In terms of land use, 1,444 homes will be built in neighborhoods ranging from 4 to 7 homes per acre with 88 lots in a gated community with executive lot sizes ranging from 0.5 to 4 homes per acre in the southern part of the project as the transition starts to agricultural uses. The project borders the west side of Main Street/Manteca Road from a point just south of Atherton Drive where SaveMart plans to anchor a shopping center to Sedan Avenue in the south. Part of Griffin Park reaches the west side of Tinnin Road with a fairly large chunk at one point crossing Tinnin Road.
Instead of being designed as a series of subdivisions, Griffin Park is envisioned as neighborhoods tied together with a series of linear parkways interconnecting four of the five planned parks as well as to bike lanes planned on Main Street. The fifth neighborhood park will have a linear parkway connecting it to the Main Street bike lane.

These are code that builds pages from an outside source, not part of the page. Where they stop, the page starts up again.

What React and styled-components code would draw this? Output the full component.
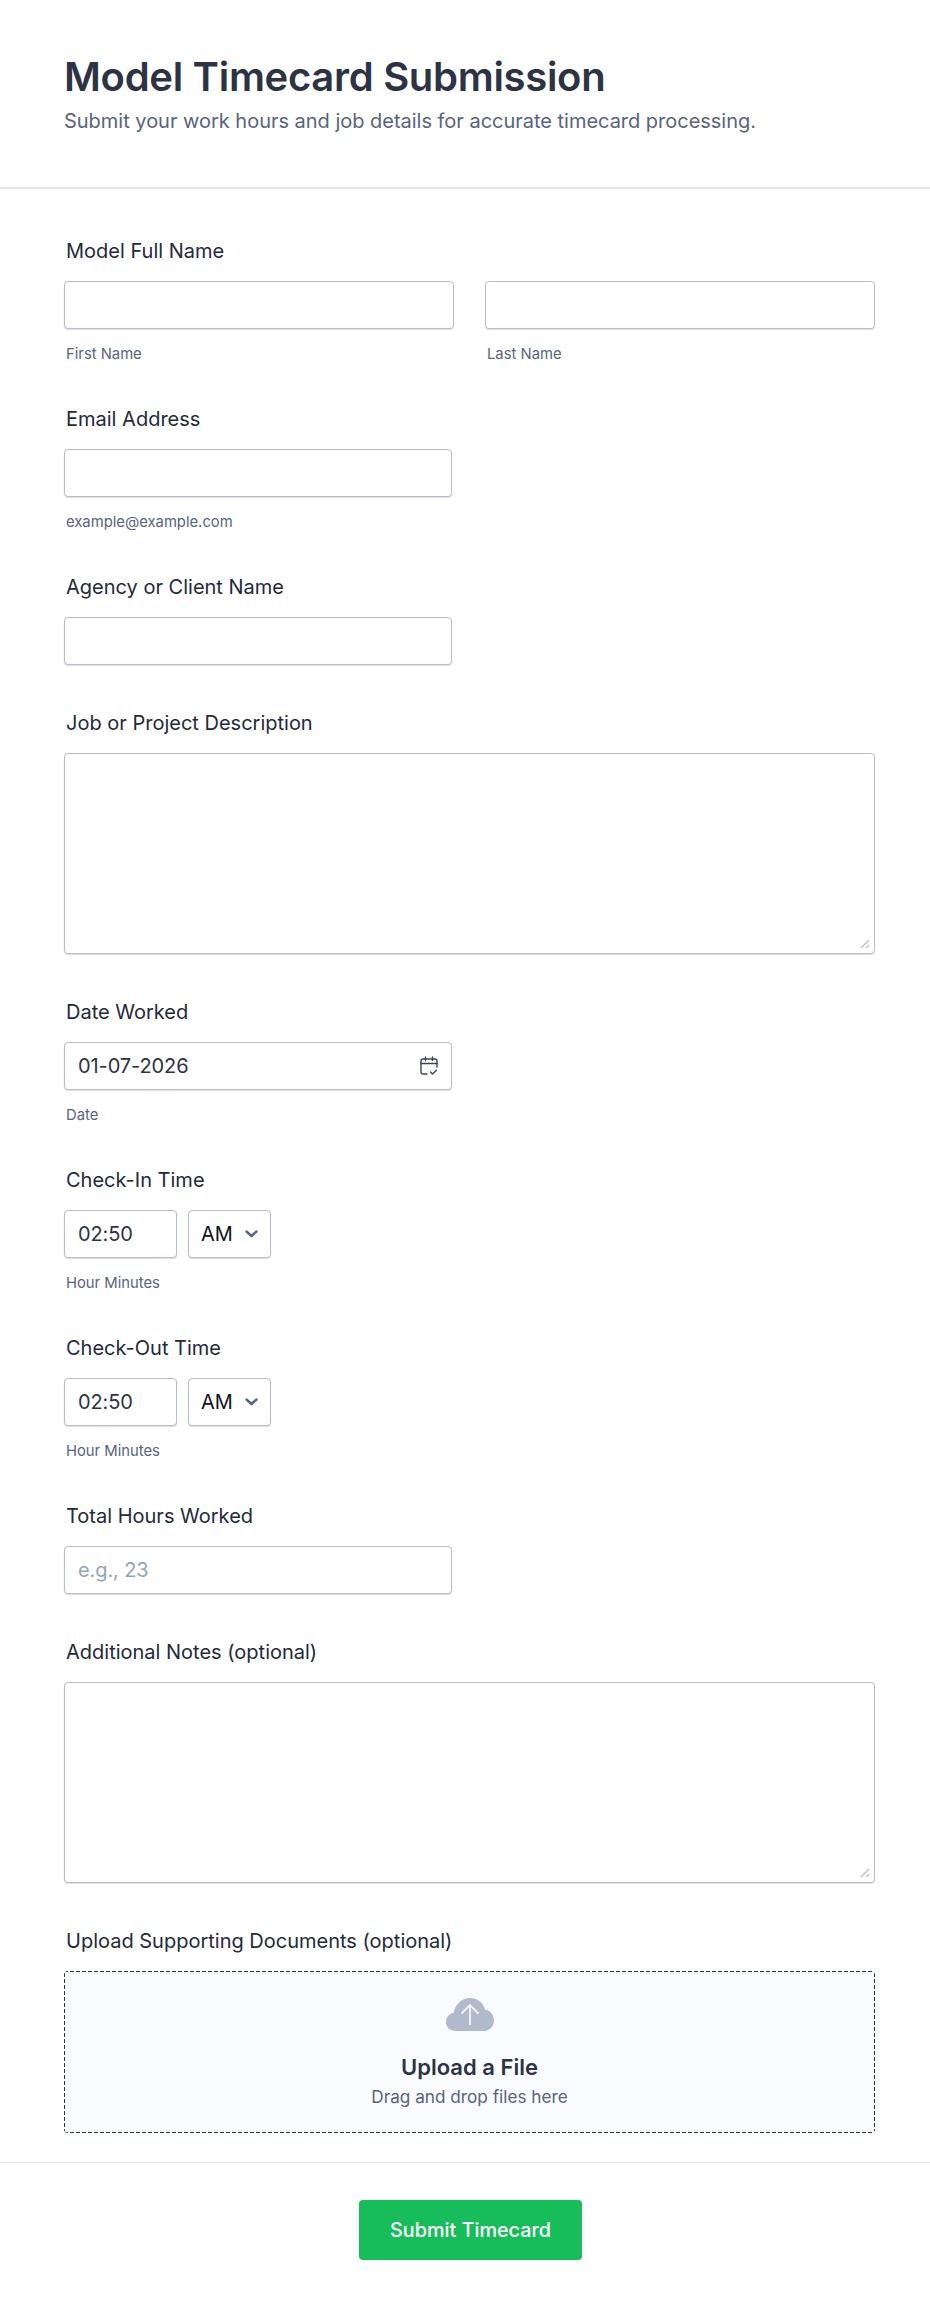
import React from "react";
import styled, { createGlobalStyle } from "styled-components";

const GlobalStyle = createGlobalStyle`
  html, body {
    margin: 0;
    padding: 0;
    background: #fff;
    font-family: Inter, "Liberation Sans", sans-serif;
  }
  * {
    box-sizing: border-box;
  }
`;

const CalendarIcon = () => (
  <svg width="18" height="20" viewBox="0 0 18 20" fill="none" stroke="#3b4459" strokeWidth="1.4" strokeLinecap="round" strokeLinejoin="round">
    <path d="M7 18H3a2 2 0 0 1-2-2V5a2 2 0 0 1 2-2h12a2 2 0 0 1 2 2v6" />
    <path d="M5.500 1v3.500M12.500 1v3.500M1 7.500h16" />
    <path d="M10.500 16l2 2 4-3.800" />
  </svg>
);

const Chevron = () => (
  <svg width="13" height="8" viewBox="0 0 13 8" fill="none" stroke="#57647e" strokeWidth="2.400" strokeLinecap="round" strokeLinejoin="round">
    <path d="M1.500 1.500 6.500 6l5-4.500" />
  </svg>
);

const CloudIcon = () => (
  <svg width="48" height="33" viewBox="0 0 48 33">
    <path
      d="M9.500 33C4 33 0 29 0 24c0-4.500 3-8.200 7.600-9.200C9.500 6 16 0 24 0c7.200 0 13.200 4.700 15 11.400 5 .9 9 5.300 9 11 0 5.900-4.600 10.600-10.500 10.600Z"
      fill="#b1bacc"
    />
    <path d="M24 27V7M15.500 15.500 24 7l8.500 8.500" fill="none" stroke="#f3f5fa" strokeWidth="1.800" />
  </svg>
);

const GripIcon = () => (
  <svg width="10" height="10" viewBox="0 0 10 10" fill="none" stroke="#b9bec9" strokeWidth="1.200">
    <path d="M1 9 9 1M6 9l3-3" />
  </svg>
);

const Page = styled.div`
  width: 930px;
  height: 2310px;
  background: #fff;
  color: #2c3345;
`;

const Header = styled.header`
  height: 189px;
  padding: 56px 64px 0;
  border-bottom: 2px solid #e3e5f0;
`;

const Title = styled.h1`
  margin: 0;
  font-size: 40px;
  line-height: 42px;
  font-weight: 600;
  letter-spacing: -0.3px;
  color: #2c3345;
`;

const Subtitle = styled.p`
  margin: 9px 0 0;
  font-size: 20px;
  line-height: 28px;
  letter-spacing: -0.02px;
  color: #57647e;
`;

const Form = styled.form`
  padding: 52px 55px 0 64px;
  display: flex;
  flex-direction: column;
  gap: 48px;
`;

const Field = styled.div`
  display: flex;
  flex-direction: column;
`;

const Label = styled.label`
  font-size: 20px;
  line-height: 20px;
  font-weight: 400;
  color: #232a3c;
  padding-left: 2px;
  margin-bottom: 20px;
`;

const Sub = styled.span`
  display: block;
  font-size: 14.8px;
  line-height: 13px;
  color: #57647e;
  padding-left: 2px;
  margin-top: 19px;
`;

const Pair = styled.div`
  display: grid;
  grid-template-columns: 390px 390px;
  gap: 31px;
`;

const Input = styled.input`
  display: block;
  width: ${(p) => p.$width || "388px"};
  height: 48px;
  padding: 0 13px;
  border: 1px solid #b8bdc9;
  border-radius: 4px;
  background: #fff;
  outline: none;
  font-family: inherit;
  font-size: 20px;
  letter-spacing: -0.1px;
  color: #2c3345;
  box-shadow: 0 1px 1px rgba(184, 189, 201, 0.5);

  &::placeholder {
    color: #94a3b8;
    opacity: 1;
  }
`;

const AreaBox = styled.div`
  position: relative;
  width: 811px;
  height: 201px;
`;

const TextArea = styled.textarea`
  display: block;
  width: 100%;
  height: 100%;
  padding: 12px;
  border: 1px solid #b8bdc9;
  border-radius: 4px;
  background: #fff;
  outline: none;
  resize: none;
  font-family: inherit;
  font-size: 20px;
  color: #2c3345;
  box-shadow: 0 1px 1px rgba(184, 189, 201, 0.5);
`;

const Grip = styled.span`
  position: absolute;
  right: 5px;
  bottom: 5px;
  display: flex;
  pointer-events: none;
`;

const DateBox = styled.div`
  position: relative;
  width: 388px;
`;

const DateIcon = styled.span`
  position: absolute;
  right: 14px;
  top: 14px;
  display: flex;
`;

const TimeRow = styled.div`
  display: flex;
  gap: 11px;
`;

const SelectBox = styled.div`
  width: 83px;
  height: 48px;
  padding: 0 12px;
  border: 1px solid #b8bdc9;
  border-radius: 4px;
  background: #fff;
  display: flex;
  align-items: center;
  justify-content: space-between;
  font-size: 20px;
  color: #0f1322;
  box-shadow: 0 1px 1px rgba(184, 189, 201, 0.5);
`;

const Dropzone = styled.div`
  width: 811px;
  height: 162px;
  border-radius: 4px;
  background-color: #fafbff;
  background-image:
    repeating-linear-gradient(90deg, #2c3345 0 4px, transparent 4px 6px),
    repeating-linear-gradient(90deg, #2c3345 0 4px, transparent 4px 6px),
    repeating-linear-gradient(0deg, #2c3345 0 4px, transparent 4px 6px),
    repeating-linear-gradient(0deg, #2c3345 0 4px, transparent 4px 6px);
  background-size: 100% 1px, 100% 1px, 1px 100%, 1px 100%;
  background-position: 0 0, 0 100%, 0 0, 100% 0;
  background-repeat: no-repeat;
  display: flex;
  flex-direction: column;
  align-items: center;
  padding-top: 27px;
`;

const DropTitle = styled.div`
  margin-top: 22px;
  font-size: 22px;
  line-height: 28px;
  font-weight: 600;
  color: #2c3345;
`;

const DropHint = styled.div`
  margin-top: 4px;
  font-size: 17.2px;
  line-height: 24px;
  color: #57647e;
`;

const Footer = styled.footer`
  margin-top: 29px;
  padding: 37px 0 0 11px;
  border-top: 1px solid #eaebf2;
  display: flex;
  justify-content: center;
`;

const Submit = styled.button`
  width: 223px;
  height: 60px;
  border: 0;
  border-radius: 4px;
  background: #18bd5b;
  color: #fff;
  font-family: inherit;
  font-size: 19.8px;
  font-weight: 500;
`;

const TimeField = ({ label }) => (
  <Field>
    <Label>{label}</Label>
    <TimeRow>
      <Input $width="113px" defaultValue="02:50" />
      <SelectBox>
        AM
        <Chevron />
      </SelectBox>
    </TimeRow>
    <Sub>Hour Minutes</Sub>
  </Field>
);

const Area = () => (
  <AreaBox>
    <TextArea />
    <Grip>
      <GripIcon />
    </Grip>
  </AreaBox>
);

export default function App() {
  return (
    <Page>
      <GlobalStyle />
      <Header>
        <Title>Model Timecard Submission</Title>
        <Subtitle>Submit your work hours and job details for accurate timecard processing.</Subtitle>
      </Header>
      <Form>
        <Field>
          <Label>Model Full Name</Label>
          <Pair>
            <div>
              <Input $width="390px" />
              <Sub>First Name</Sub>
            </div>
            <div>
              <Input $width="390px" />
              <Sub>Last Name</Sub>
            </div>
          </Pair>
        </Field>
        <Field>
          <Label>Email Address</Label>
          <Input />
          <Sub>example@example.com</Sub>
        </Field>
        <Field>
          <Label>Agency or Client Name</Label>
          <Input />
        </Field>
        <Field>
          <Label>Job or Project Description</Label>
          <Area />
        </Field>
        <Field>
          <Label>Date Worked</Label>
          <DateBox>
            <Input defaultValue="01-07-2026" />
            <DateIcon>
              <CalendarIcon />
            </DateIcon>
          </DateBox>
          <Sub>Date</Sub>
        </Field>
        <TimeField label="Check-In Time" />
        <TimeField label="Check-Out Time" />
        <Field>
          <Label>Total Hours Worked</Label>
          <Input placeholder="e.g., 23" />
        </Field>
        <Field>
          <Label>Additional Notes (optional)</Label>
          <Area />
        </Field>
        <Field>
          <Label>Upload Supporting Documents (optional)</Label>
          <Dropzone>
            <CloudIcon />
            <DropTitle>Upload a File</DropTitle>
            <DropHint>Drag and drop files here</DropHint>
          </Dropzone>
        </Field>
      </Form>
      <Footer>
        <Submit type="button">Submit Timecard</Submit>
      </Footer>
    </Page>
  );
}
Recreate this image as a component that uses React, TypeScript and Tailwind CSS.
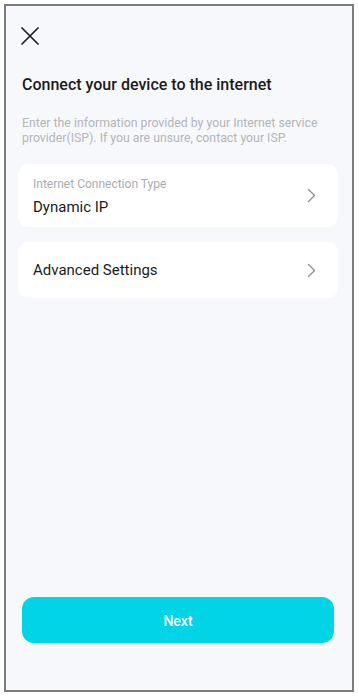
function Chevron() {
  return (
    <svg width="9" height="15" viewBox="0 0 9 15" fill="none" className="shrink-0">
      <polyline points="1.5,1.5 7.5,7.5 1.5,13.5" stroke="#8c8c8c" strokeWidth="1.3" strokeLinecap="round" strokeLinejoin="round" />
    </svg>
  );
}

function SettingRow({ label, value, tall }: { label?: string; value: string; tall?: boolean }) {
  return (
    <div
      className={`ml-[12px] mr-[14px] flex items-center justify-between rounded-[10px] bg-white pl-[15px] pr-[22px] ${
        tall ? 'h-[63px]' : 'h-[56px]'
      }`}
    >
      <div className={`flex flex-col ${label ? 'pt-[2px]' : ''}`}>
        {label && <span className="text-[12px] leading-[14px] text-[#a9abb0]">{label}</span>}
        <span className={`text-[15px] leading-[18px] text-[#1b1b1b] ${label ? 'mt-[7px]' : ''}`}>{value}</span>
      </div>
      <Chevron />
    </div>
  );
}

export default function App() {
  return (
    <div className="h-[697px] w-[359px] bg-white p-[4px]" style={{ fontFamily: 'Roboto, "Noto Sans", sans-serif' }}>
      <div className="flex h-[688px] w-[350px] flex-col border-2 border-[#7c7c7c] bg-[#f7f8fc]">
        <svg width="18" height="18" viewBox="0 0 18 18" fill="none" className="ml-[15px] mt-[21px]">
          <path d="M1 1L17 17M17 1L1 17" stroke="#1f1f1f" strokeWidth="1.7" strokeLinecap="round" />
        </svg>
        <h1 className="ml-[16px] mt-[30px] text-[16px] font-medium leading-[20px] text-[#1b1b1b]">
          Connect your device to the internet
        </h1>
        <p className="ml-[16px] mr-[14px] mt-[21px] text-[12.3px] leading-[15px] text-[#b3b5ba]">
          Enter the information provided by your Internet service provider(ISP). If you are unsure, contact your ISP.
        </p>
        <div className="mt-[18px] flex flex-col gap-[15px]">
          <SettingRow label="Internet Connection Type" value="Dynamic IP" tall />
          <SettingRow value="Advanced Settings" />
        </div>
        <div className="flex-1" />
        <button className="mb-[47px] ml-[16px] mr-[18px] h-[46px] shrink-0 rounded-[12px] bg-[#00d4e6] pt-[2px] text-[14px] font-medium text-white">
          Next
        </button>
      </div>
    </div>
  );
}
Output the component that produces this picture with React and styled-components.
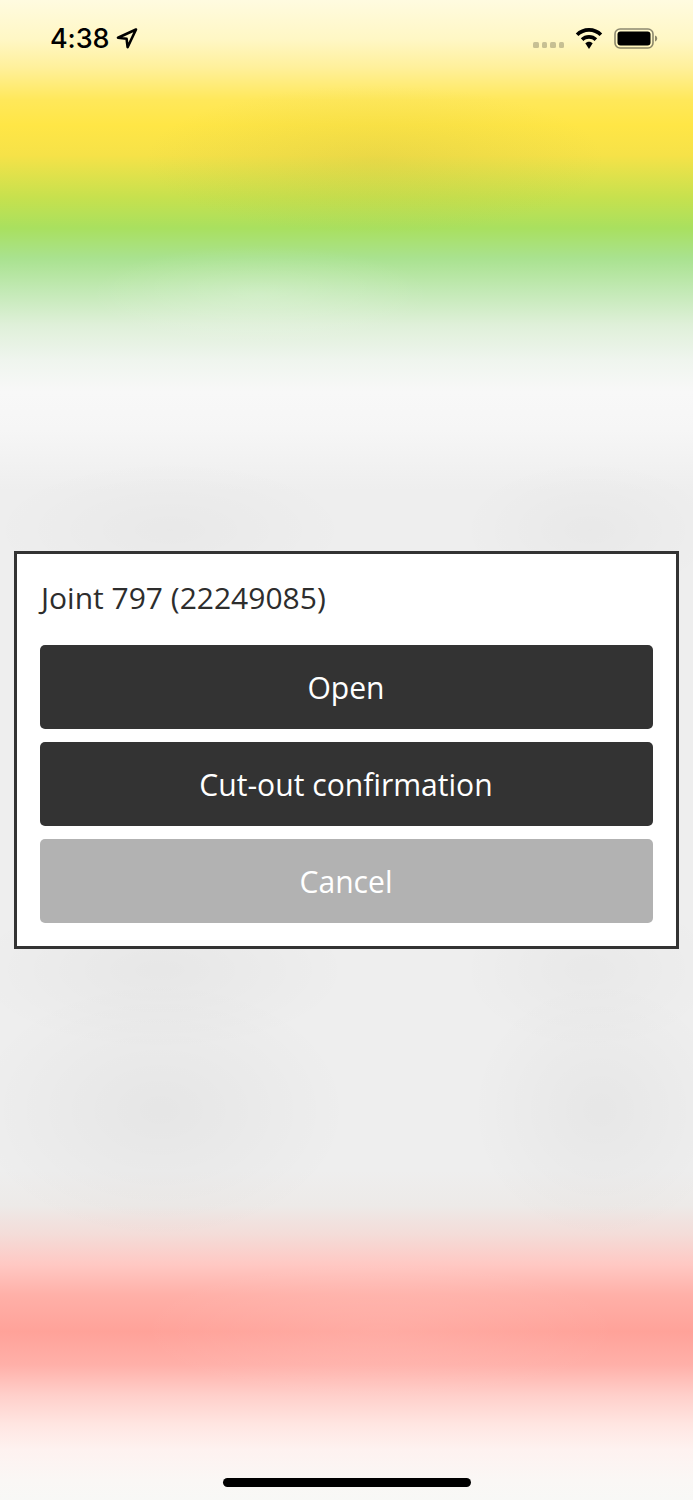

The linear parks will be similar to the east side of Van Ryn Avenue between Atherton Drive and Woodward Avenue that was developed by Atherton Homes. It will feature a meandering pathway with heavy landscaping along a sound wall and trees within a wide grass area between the sidewalk and the curve. No driveways will cross the pathway.
The design is made so every home built will allow its residents to reach parks without driving or riding bicycles on two collector streets that would crisscross Griffin Park. Every home built will be within 2,500 feet of a park.
The also will be 65,340 square feet of commercial on the corner of the east-west collector and South Main Street north of Sedan Avenue. The building design standards would require that they blend into the neighborhood much like Pleasanton required with commercial areas immediate south of the Alameda Fairgrounds on an arterial in that city.